Here Commerce chose to select the largest exporters/producers by volume as mandatory respondents rather than to select a representative, valid sample of exporters/producers as permitted by 19 U.S.C. § 1677f-1(e)(2)(A)(i). Respondent Selection Memo at 4. While this choice is permitted by law, 19 U.S.C. § 1677f-1(c)(2)(B), having made such a choice — and having chosen not to select a representative, valid sample — Commerce cannot then claim that the rates determined for the large volume respondents are representative of other exporters/producers. Similarly, while Commerce's regulation states that the all-others rate shall exclude the weighted average of the voluntary respondents' rates, that regulation does not provide a basis for asserting that the mandatory respondents' AFA rate is appropriate for other exporters/producers.
Finally, an AFA rate is to be remedial, not punitive. KYD, Inc. v. United States, 607 F.3d 760, 767-68 (Fed.Cir. 2010). Nothing on the record here indicates that Commerce considered how to serve this purpose in selecting the applicable all-others rate in this case. Thus Commerce, in making its choice, failed to consider an important aspect of the problem presented. Motor Vehicle Mfrs. Ass'n, 463 U.S. at 43, 103 S.Ct. 2856.

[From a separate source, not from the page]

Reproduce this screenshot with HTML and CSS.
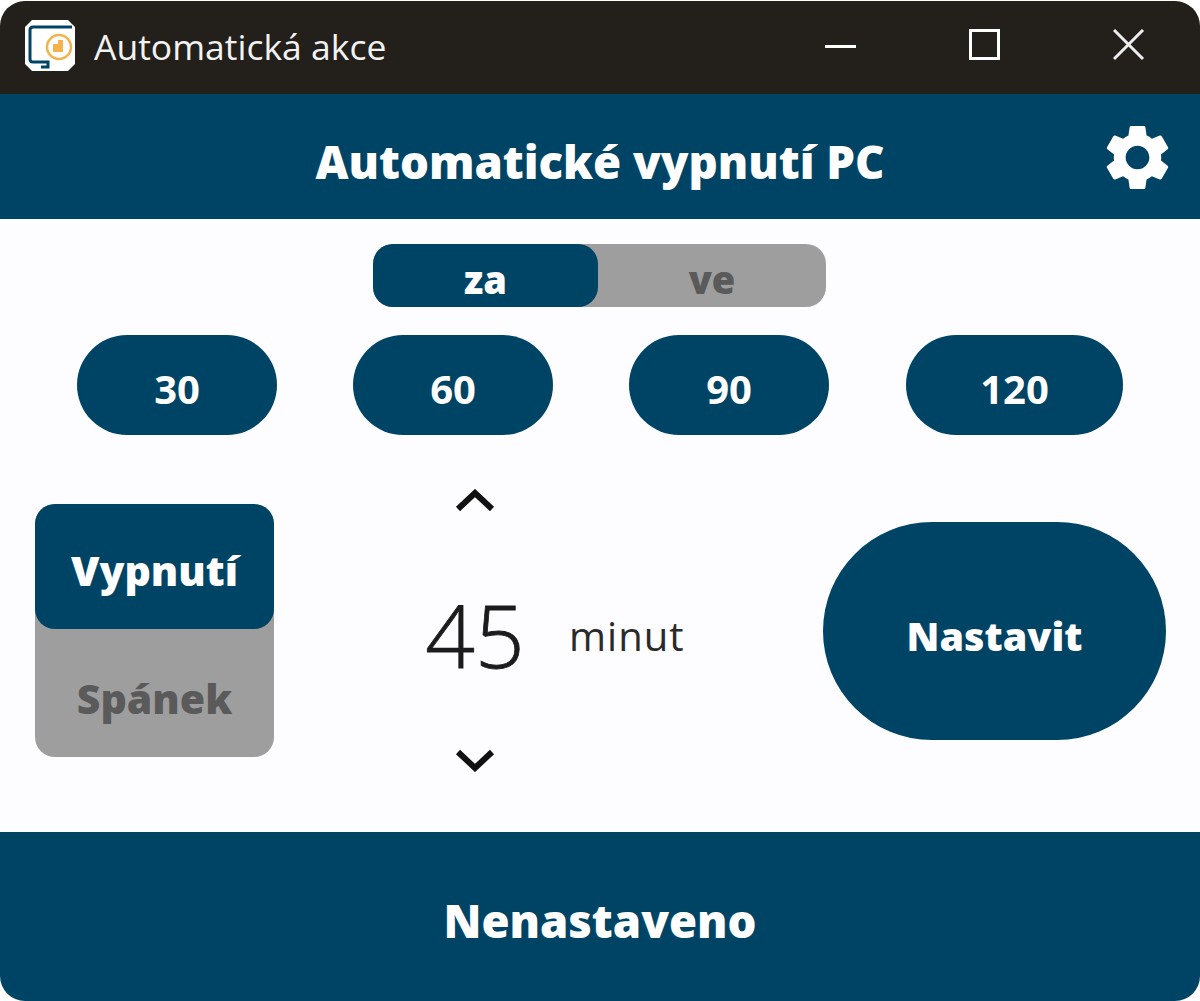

In this case, Commerce is required to make a reasonable decision, considering the important aspects of the problem presented, and explain why that decision complies with the statutory reasonableness requirement. We remand to give it the opportunity to do so.
For the forgoing reasons, Commerce's calculations are REMANDED.
Commerce shall have until May 4, 2012 to complete and file its Remand Results.